What you should do —
Search the records for "page" and copy each line that holds it.

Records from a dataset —

##############################

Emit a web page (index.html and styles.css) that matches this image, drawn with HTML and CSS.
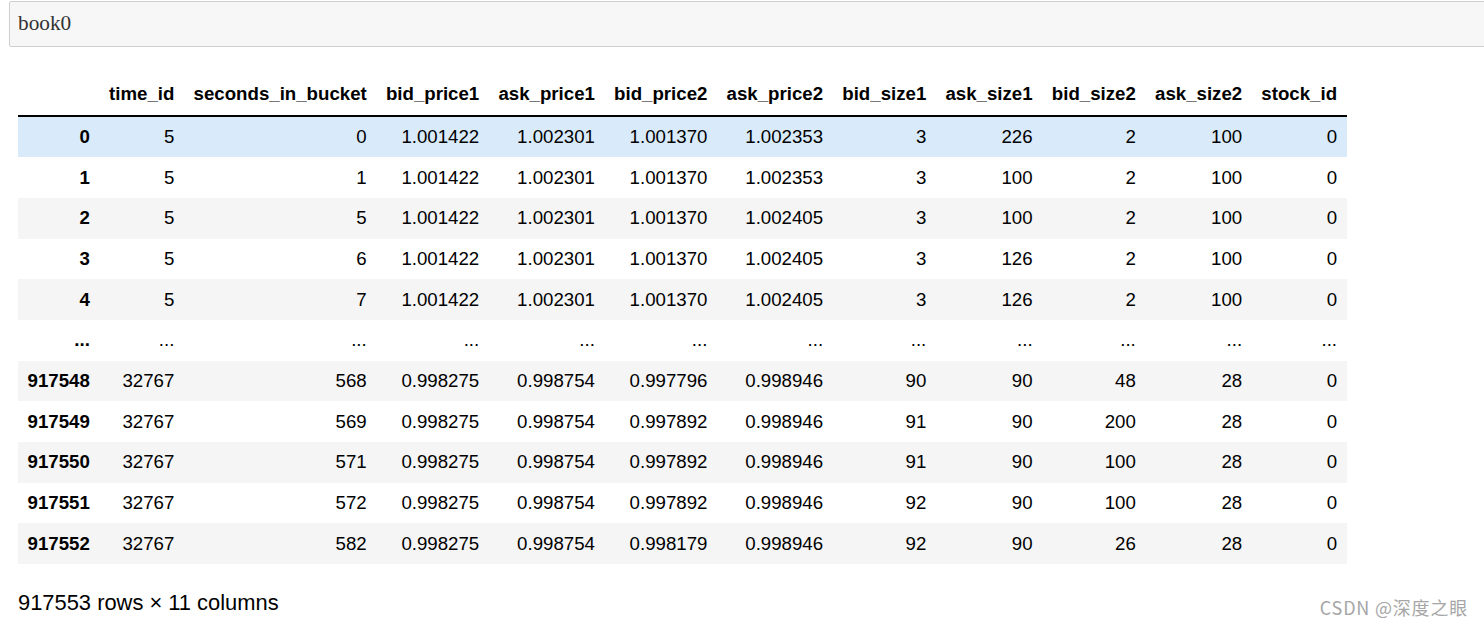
FILE: index.html
```html
<!DOCTYPE html>
<html>
<head>
<meta charset="utf-8">
<link rel="stylesheet" href="styles.css">
</head>
<body>
<div class="page">
  <div class="input-cell"><span class="code">book0</span></div>
  <div class="output">
    <table class="dataframe">
      <thead>
        <tr>
          <th></th><th>time_id</th><th>seconds_in_bucket</th><th>bid_price1</th><th>ask_price1</th><th>bid_price2</th><th>ask_price2</th><th>bid_size1</th><th>ask_size1</th><th>bid_size2</th><th>ask_size2</th><th>stock_id</th>
        </tr>
      </thead>
      <tbody>
        <tr class="hover"><th>0</th><td>5</td><td>0</td><td>1.001422</td><td>1.002301</td><td>1.001370</td><td>1.002353</td><td>3</td><td>226</td><td>2</td><td>100</td><td>0</td></tr>
        <tr><th>1</th><td>5</td><td>1</td><td>1.001422</td><td>1.002301</td><td>1.001370</td><td>1.002353</td><td>3</td><td>100</td><td>2</td><td>100</td><td>0</td></tr>
        <tr><th>2</th><td>5</td><td>5</td><td>1.001422</td><td>1.002301</td><td>1.001370</td><td>1.002405</td><td>3</td><td>100</td><td>2</td><td>100</td><td>0</td></tr>
        <tr><th>3</th><td>5</td><td>6</td><td>1.001422</td><td>1.002301</td><td>1.001370</td><td>1.002405</td><td>3</td><td>126</td><td>2</td><td>100</td><td>0</td></tr>
        <tr><th>4</th><td>5</td><td>7</td><td>1.001422</td><td>1.002301</td><td>1.001370</td><td>1.002405</td><td>3</td><td>126</td><td>2</td><td>100</td><td>0</td></tr>
        <tr><th>...</th><td>...</td><td>...</td><td>...</td><td>...</td><td>...</td><td>...</td><td>...</td><td>...</td><td>...</td><td>...</td><td>...</td></tr>
        <tr><th>917548</th><td>32767</td><td>568</td><td>0.998275</td><td>0.998754</td><td>0.997796</td><td>0.998946</td><td>90</td><td>90</td><td>48</td><td>28</td><td>0</td></tr>
        <tr><th>917549</th><td>32767</td><td>569</td><td>0.998275</td><td>0.998754</td><td>0.997892</td><td>0.998946</td><td>91</td><td>90</td><td>200</td><td>28</td><td>0</td></tr>
        <tr><th>917550</th><td>32767</td><td>571</td><td>0.998275</td><td>0.998754</td><td>0.997892</td><td>0.998946</td><td>91</td><td>90</td><td>100</td><td>28</td><td>0</td></tr>
        <tr><th>917551</th><td>32767</td><td>572</td><td>0.998275</td><td>0.998754</td><td>0.997892</td><td>0.998946</td><td>92</td><td>90</td><td>100</td><td>28</td><td>0</td></tr>
        <tr><th>917552</th><td>32767</td><td>582</td><td>0.998275</td><td>0.998754</td><td>0.998179</td><td>0.998946</td><td>92</td><td>90</td><td>26</td><td>28</td><td>0</td></tr>
      </tbody>
    </table>
    <p class="shape">917553 rows × 11 columns</p>
  </div>
  <div class="watermark">CSDN @深度之眼</div>
</div>
</body>
</html>
```

FILE: styles.css
```css
html, body {
  margin: 0;
  padding: 0;
  background: #fff;
  overflow: hidden;
}

.page {
  position: relative;
  width: 1484px;
  height: 628px;
  padding-top: 1px;
  box-sizing: border-box;
}

.input-cell {
  margin-left: 9px;
  margin-right: -12px;
  height: 44px;
  background: #f7f7f7;
  border: 1px solid #cfcfcf;
  border-radius: 2px;
  display: flex;
  align-items: center;
  padding-left: 8px;
}

.code {
  font-family: "Liberation Serif", "Times New Roman", serif;
  font-size: 21.3px;
  color: #333;
  position: relative;
  top: -1px;
}

.output {
  padding-left: 18px;
  padding-top: 27px;
}

.dataframe {
  border-collapse: collapse;
  border-spacing: 0;
  font-family: "Liberation Sans", Arial, sans-serif;
  font-size: 18.67px;
  color: #000;
}

.dataframe th,
.dataframe td {
  padding: 9.33px 9.6px;
  line-height: 22px;
  text-align: right;
  vertical-align: middle;
  white-space: nowrap;
}

.dataframe th {
  font-weight: bold;
}

.dataframe thead tr {
  border-bottom: 2px solid #000;
}

.dataframe tbody tr:nth-child(odd) {
  background: #f5f5f5;
}

.dataframe tbody tr.hover {
  background: rgb(217, 235, 251);
}

.shape {
  margin: 27px 0 0 0;
  font-family: "Liberation Sans", Arial, sans-serif;
  font-size: 21.9px;
  line-height: 24px;
  color: #000;
}

.watermark {
  position: absolute;
  right: 16px;
  bottom: 8px;
  font-family: "Noto Sans CJK SC", "Noto Sans", sans-serif;
  font-size: 18px;
  letter-spacing: 0.8px;
  color: #a6a6a6;
}
```
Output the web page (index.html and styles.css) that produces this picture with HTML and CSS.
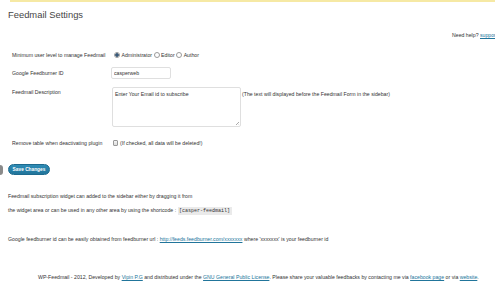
FILE: index.html
```html
<!DOCTYPE html>
<html>
<head>
<meta charset="utf-8">
<link rel="stylesheet" href="styles.css">
</head>
<body>
<div class="notice-line"></div>
<div class="wrap">
  <h2 class="title">Feedmail Settings</h2>
  <div class="help">Need help? <a href="#">support</a></div>
  <div class="form">
    <div class="row row-level">
      <div class="label">Minimum user level to manage Feedmail</div>
      <div class="field radios">
        <span class="radio checked"></span><span class="opt">Administrator</span>
        <span class="radio"></span><span class="opt">Editor</span>
        <span class="radio"></span><span class="opt">Author</span>
      </div>
    </div>
    <div class="row row-id">
      <div class="label">Google Feedburner ID</div>
      <div class="field"><input class="text-input" type="text" value="casperweb"></div>
    </div>
    <div class="row row-desc">
      <div class="label">Feedmail Description</div>
      <div class="field desc-field">
        <div class="textarea">Enter Your Email id to subscribe<span class="grip"></span></div>
        <span class="hint">(The text will displayed before the Feedmail Form in the sidebar)</span>
      </div>
    </div>
    <div class="row row-remove">
      <div class="label">Remove table when deactivating plugin</div>
      <div class="field check-field"><span class="checkbox"></span><span class="hint">(If checked, all data will be deleted!)</span></div>
    </div>
  </div>
  <div class="submit-row"><span class="menu-tip"></span><button class="button-primary">Save Changes</button></div>
  <p class="para p1">Feedmail subscription widget can added to the sidebar either by dragging it from</p>
  <p class="para p2">the widget area or can be used in any other area by using the shortcode : <code class="shortcode">[casper-feedmail]</code></p>
  <p class="para p3">Google feedburner id can be easily obtained from feedburner url : <a href="#">http://feeds.feedburner.com/xxxxxxx</a> where 'xxxxxxx' is your feedburner id</p>
  <p class="footer">WP-Feedmail - 2012, Developed by <a href="#">Vipin P.G</a> and distributed under the <a href="#">GNU General Public License</a>. Please share your valuable feedbacks by contacting me via <a href="#">facebook page</a> or via <a href="#">website</a>.</p>
</div>
</body>
</html>
```
FILE: styles.css
```css
html, body {
  margin: 0;
  padding: 0;
  background: #fff;
  overflow: hidden;
  font-family: "Liberation Sans", Arial, sans-serif;
  color: #333;
}

.notice-line {
  margin-left: 10px;
  height: 2px;
  background: #f6e9a4;
}

.wrap {
  padding-left: 8px;
}

.title {
  margin: 7px 0 0;
  font-size: 9.4px;
  line-height: 12px;
  font-weight: normal;
  color: #464646;
}

.help {
  margin-top: 10px;
  padding-left: 444px;
  font-size: 5.2px;
  line-height: 8px;
  white-space: nowrap;
}

a {
  color: #21759b;
  text-decoration: underline;
}

.form {
  margin-top: 10px;
  display: flex;
  flex-direction: column;
  font-size: 5.2px;
}

.row {
  display: flex;
  padding-left: 4px;
}

.label {
  width: 100px;
  flex: none;
}

.row-level { height: 12px; line-height: 12px; }
.row-id { margin-top: 6px; height: 12px; line-height: 12px; }
.row-desc { margin-top: 8px; height: 40px; line-height: 10px; }
.row-remove { margin-top: 9px; height: 14px; line-height: 14px; }

.radios {
  display: flex;
  align-items: center;
  padding-left: 2px;
}

.radio {
  width: 4px;
  height: 4px;
  border: 0.5px solid #9a9a9a;
  border-radius: 50%;
  background: #fff;
  margin-right: 1.5px;
}
.radio.checked {
  background: radial-gradient(circle, #3a5a7a 0 55%, #fff 65%);
}
.opt { margin-right: 1.5px; }

.text-input {
  box-sizing: border-box;
  width: 60px;
  height: 12px;
  margin: 0 0 0 -1px;
  padding: 0 2px;
  border: 1px solid #dfdfdf;
  border-radius: 2px;
  font-family: "Liberation Sans", Arial, sans-serif;
  font-size: 5.2px;
  color: #333;
  background: #fff;
  outline: none;
}

.desc-field {
  display: flex;
  align-items: flex-start;
}

.textarea {
  position: relative;
  box-sizing: border-box;
  width: 129px;
  height: 40px;
  border: 1px solid #dfdfdf;
  border-radius: 2px;
  padding: 3px 2px;
  line-height: 6px;
}

.grip {
  position: absolute;
  right: 1px;
  bottom: 1px;
  width: 3px;
  height: 3px;
  background: linear-gradient(135deg, transparent 45%, #aaa 50%, transparent 55%, transparent 75%, #aaa 80%, transparent 85%);
}

.desc-field .hint {
  margin-left: 1px;
  line-height: 14px;
}

.check-field {
  display: flex;
  align-items: center;
  padding-left: 1px;
}

.checkbox {
  box-sizing: border-box;
  width: 5px;
  height: 6px;
  border: 0.5px solid #999;
  border-radius: 1px;
  background: linear-gradient(#f4f4f4, #dcdcdc);
  margin-right: 2px;
}

.submit-row {
  margin: 14px 0 0 -8px;
  display: flex;
  align-items: center;
}

.menu-tip {
  width: 3px;
  height: 10px;
  background: #8a8a8a;
  border-radius: 0 5px 5px 0;
  margin-right: 5px;
}

.button-primary {
  height: 11px;
  width: 42px;
  padding: 0;
  border: 0.5px solid #1d6a8e;
  border-radius: 6px;
  background: linear-gradient(#2e8bb5, #21759b);
  color: #fff;
  font-family: "Liberation Sans", Arial, sans-serif;
  font-weight: bold;
  font-size: 4.8px;
  line-height: 10px;
}

.para {
  margin: 0;
  font-size: 5.2px;
  line-height: 8px;
}
.p1 { margin-top: 17px; }
.p2 { margin-top: 5.5px; }
.p3 { margin-top: 20.5px; }

.shortcode {
  font-family: "Liberation Mono", "Courier New", monospace;
  font-size: 5px;
  background: #eaeaea;
  padding: 1px 1.5px;
}

.footer {
  margin: 30px 0 0 30px;
  font-size: 5.2px;
  line-height: 8px;
  white-space: nowrap;
}
```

##############################

Result for this exercise —
Emit a web page (index.html and styles.css) that matches this image, drawn with HTML and CSS.
<div class="page">
.page {
Output the web page (index.html and styles.css) that produces this picture with HTML and CSS.
  <p class="footer">WP-Feedmail - 2012, Developed by <a href="#">Vipin P.G</a> and distributed under the <a href="#">GNU General Public License</a>. Please share your valuable feedbacks by contacting me via <a href="#">facebook page</a> or via <a href="#">website</a>.</p>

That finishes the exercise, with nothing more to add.